Пришпоривающий стиль Ницше в широком смысле слова — это доходящая до экзальтации и экстремизма предельная заостренность поднимаемых проблем, лихорадочная взвинченность, экстатическая эмоциональность, темпераментность, яркая личностная окрашенность мысли, интеллектуальная ее провокативность, «наслаждение притворством», подчеркнутая бессистемность, скрывающая ориентацию на бессознательность.
Мне неведома радость берущего; и не раз думал я: стократ блаженнее крадущий, нежели дающий.
В том бедность моя, что вовек не устанет дарить рука моя; в том ревность моя, что вижу я взоры жаждущих и тьму, просветленную желанием.
О злосчастье дарящих! О затмение солнца моего! О томление страсти! О неутолимый голод пресыщения!
Они берут у меня: но затрагиваю ли я душу их?
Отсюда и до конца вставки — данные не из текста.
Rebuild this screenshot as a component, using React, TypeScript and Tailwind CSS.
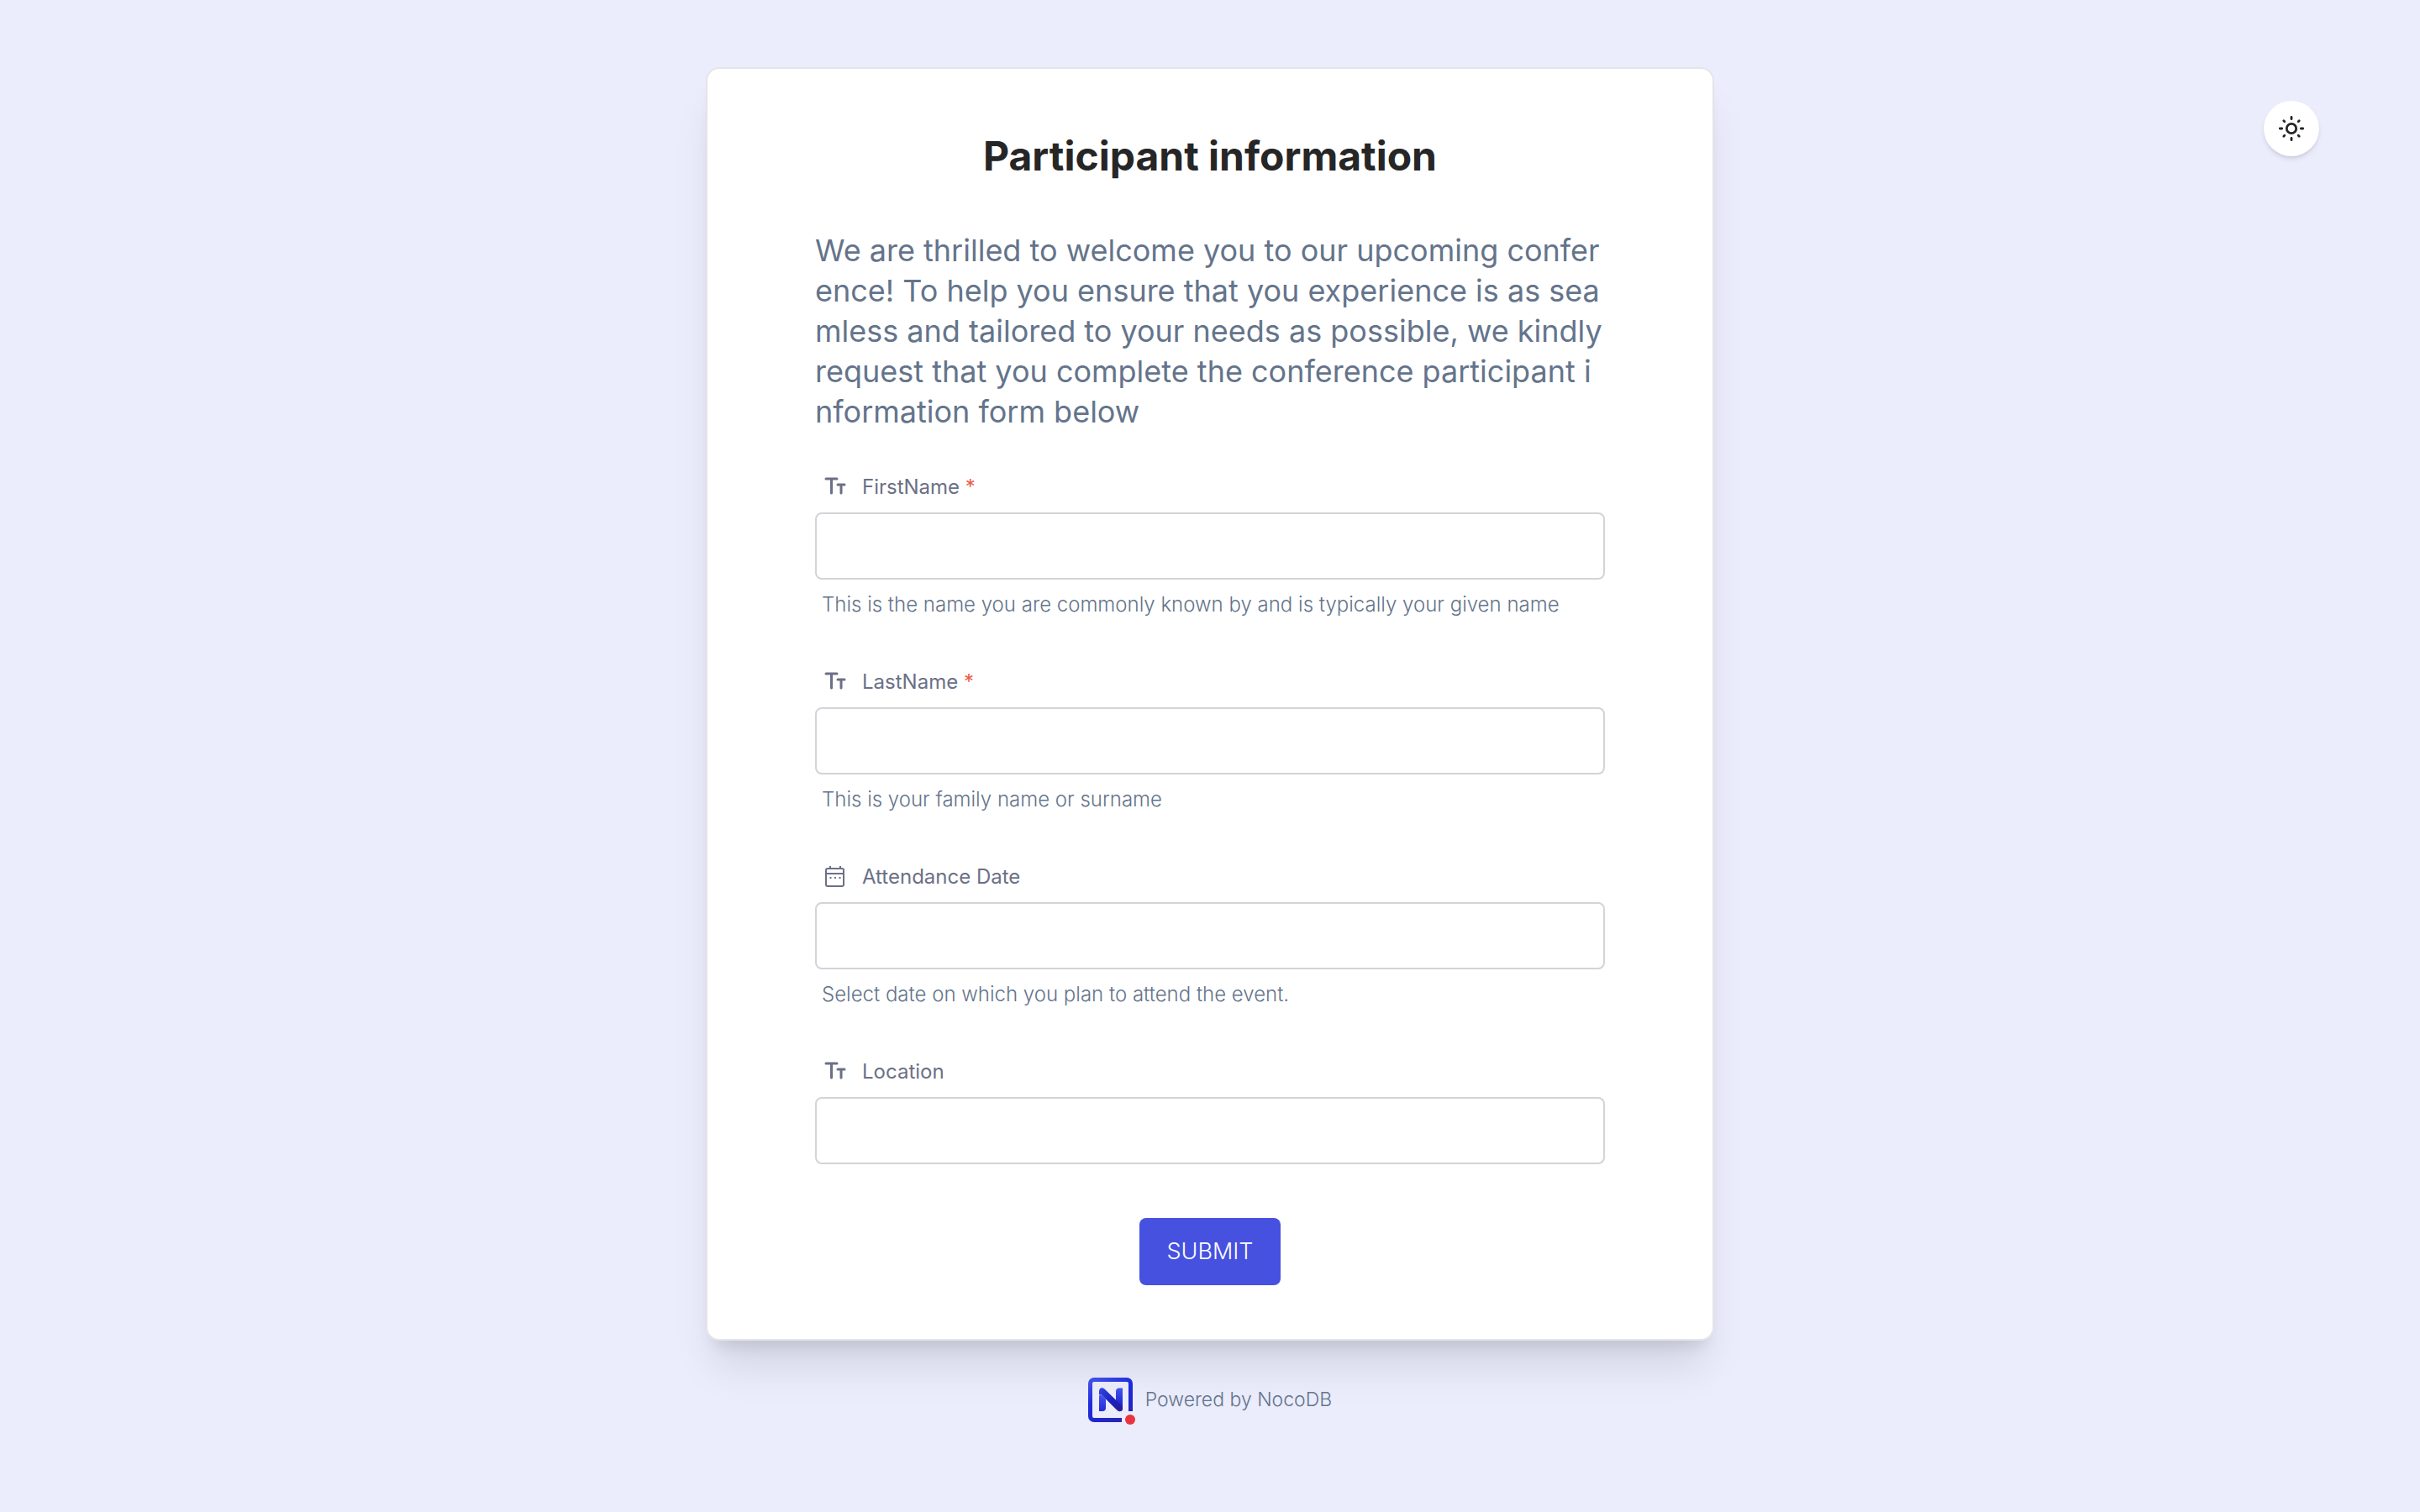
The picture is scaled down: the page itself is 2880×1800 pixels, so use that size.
import type { ReactNode } from 'react';

const descriptionLines = [
  'We are thrilled to welcome you to our upcoming confer',
  'ence! To help you ensure that you experience is as sea',
  'mless and tailored to your needs as possible, we kindly',
  'request that you complete the conference participant i',
  'nformation form below',
];

function TextIcon() {
  return (
    <svg className="size-8" viewBox="0 0 32 32" fill="none" stroke="currentColor" strokeLinecap="round" strokeWidth="3" aria-hidden="true">
      <path d="M5 6h13M11.500 6v17" />
      <path d="M19 13h8M23 13v10" />
    </svg>
  );
}

function CalendarIcon() {
  return (
    <svg className="size-8" viewBox="0 0 32 32" fill="none" stroke="currentColor" strokeWidth="2" aria-hidden="true">
      <rect x="5" y="6" width="21" height="21" rx="2" />
      <path d="M5 12h21M10 3v4M22 3v4" />
      <path d="M9.500 17h2M15 17h2M20.500 17h2" />
    </svg>
  );
}

function SunIcon() {
  return (
    <svg className="size-8" viewBox="0 0 32 32" fill="none" stroke="currentColor" strokeLinecap="round" strokeWidth="2.800" aria-hidden="true">
      <circle cx="16" cy="16" r="5.700" />
      <path d="M16 2.300v2.400M16 27.300v2.400M2.300 16h2.400M27.300 16h2.400M6.800 6.800l1 1M24.200 24.200l1 1M6.800 25.200l1-1M24.200 7.800l1-1" />
    </svg>
  );
}

function Logo() {
  return (
    <svg className="size-14" viewBox="0 0 56 56" fill="none" aria-hidden="true">
      <defs>
        <linearGradient id="frame" x1="14" y1="0" x2="44" y2="56" gradientUnits="userSpaceOnUse">
          <stop stopColor="#3f4de4" />
          <stop offset="0.35" stopColor="#1f2bdc" />
          <stop offset="0.65" stopColor="#1f27cf" />
          <stop offset="1" stopColor="#2f22a8" />
        </linearGradient>
        <linearGradient id="left" x1="16" y1="22" x2="16" y2="40" gradientUnits="userSpaceOnUse">
          <stop stopColor="#4351e8" />
          <stop offset="1" stopColor="#1f2bdc" />
        </linearGradient>
        <linearGradient id="diagonal" x1="14" y1="14" x2="40" y2="40" gradientUnits="userSpaceOnUse">
          <stop stopColor="#3341e2" />
          <stop offset="0.5" stopColor="#1a23c0" />
          <stop offset="1" stopColor="#2a1a90" />
        </linearGradient>
        <linearGradient id="right" x1="36" y1="14" x2="36" y2="40" gradientUnits="userSpaceOnUse">
          <stop stopColor="#4351e8" />
          <stop offset="0.6" stopColor="#1f2bdc" />
          <stop offset="1" stopColor="#2a1a90" />
        </linearGradient>
      </defs>
      <path d="M50.500 40V7a4.500 4.500 0 0 0-4.500-4.500H7A4.500 4.500 0 0 0 2.500 7v39A4.500 4.500 0 0 0 7 50.500h33" stroke="url(#frame)" strokeWidth="5" />
      <path d="M33 34V16.500a4 4 0 0 1 4-4h4V37a3 3 0 0 1-3 3z" fill="url(#right)" />
      <path d="M13 22v-5.500c0-4.500 4-5.500 7-2.500l21 20.500v2c0 4-4 5-7 2L16 20.500c-1.500-1-3-.5-3 1.500z" fill="url(#diagonal)" />
      <path d="M13 40V23c0-3 2-3.500 3.500-2l4.500 4.500V36a4 4 0 0 1-4 4z" fill="url(#left)" />
      <circle cx="50" cy="50" r="6" fill="#e8343f" />
    </svg>
  );
}

type FieldProps = { id: string; label: string; icon: ReactNode; required?: boolean; hint?: string };

function Field({ id, label, icon, required, hint }: FieldProps) {
  return (
    <div className="flex flex-col">
      <label htmlFor={id} className="flex h-8 items-center gap-4 pl-2 text-2xl text-[#6b7086]">
        {icon}
        <span>
          {label}
          {required && <span className="text-[#ee5a4a]"> *</span>}
        </span>
      </label>
      <input
        id={id}
        type="text"
        required={required}
        aria-describedby={hint ? `${id}-hint` : undefined}
        className="mt-[14px] h-20 w-full rounded-lg border-2 border-[#d3d3d9] bg-white px-4 text-2xl text-[#262626] outline-none focus:border-[#4651e0]"
      />
      {hint && (
        <p id={`${id}-hint`} className="mt-[14px] pl-2 text-2xl/8 font-light text-[#64748b]">
          {hint}
        </p>
      )}
    </div>
  );
}

export default function App() {
  return (
    <div className="relative flex min-h-screen flex-col items-center bg-[#ebecfc] pt-20 font-['Inter',sans-serif]">
      <button
        type="button"
        aria-label="Toggle theme"
        className="absolute top-[120px] right-[120px] flex size-[66px] items-center justify-center rounded-full bg-white text-[#262626] shadow-md"
      >
        <SunIcon />
      </button>
      <main className="w-full max-w-[1200px] rounded-2xl border-2 border-[#e5e5e8] bg-white px-32 pt-[74px] pb-16 shadow-[0_40px_50px_-10px_rgba(0,0,0,0.1),0_16px_20px_-12px_rgba(0,0,0,0.12)]">
        <h1 className="text-center text-5xl/[60px] font-bold text-[#262626]">Participant information</h1>
        <p className="mt-[58px] text-4xl/[48px] whitespace-nowrap text-[#64748b]">
          {descriptionLines.map((line) => (
            <span key={line} className="block">
              {line}
            </span>
          ))}
        </p>
        <form className="mt-[50px] flex flex-col" onSubmit={(event) => event.preventDefault()}>
          <div className="flex flex-col gap-[60px]">
            <Field id="first-name" label="FirstName" icon={<TextIcon />} required hint="This is the name you are commonly known by and is typically your given name" />
            <Field id="last-name" label="LastName" icon={<TextIcon />} required hint="This is your family name or surname" />
            <Field id="attendance-date" label="Attendance Date" icon={<CalendarIcon />} hint="Select date on which you plan to attend the event." />
            <Field id="location" label="Location" icon={<TextIcon />} />
          </div>
          <button type="submit" className="mt-16 h-20 self-center rounded-lg bg-[#4651e0] px-8 text-[27px] font-light text-white">
            SUBMIT
          </button>
        </form>
      </main>
      <footer className="mt-11">
        <a href="https://nocodb.com" className="flex items-center gap-3 text-[23px] font-light text-[#64748b]">
          <Logo />
          <span className="pb-1">Powered by NocoDB</span>
        </a>
      </footer>
    </div>
  );
}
Пропасть — между «дарить» и «брать»; а самая малая пропасть преодолевается в последнюю очередь.
Голод родится из красоты моей: навлечь беды на вас, освещенных мной, обобрать приявших дары мои — во зло стремится алчность моя.
Отдернуть руку свою, когда чужая протянута к ней; медлить, словно водопад, продлевающий падение свое, — во зло стремится алчность моя.
Такую месть измышляет избыток мой; такое коварство источают ключи одиночества моего.
Радость дарящего охладевает в дарении, добродетель моя устала от обилия своего!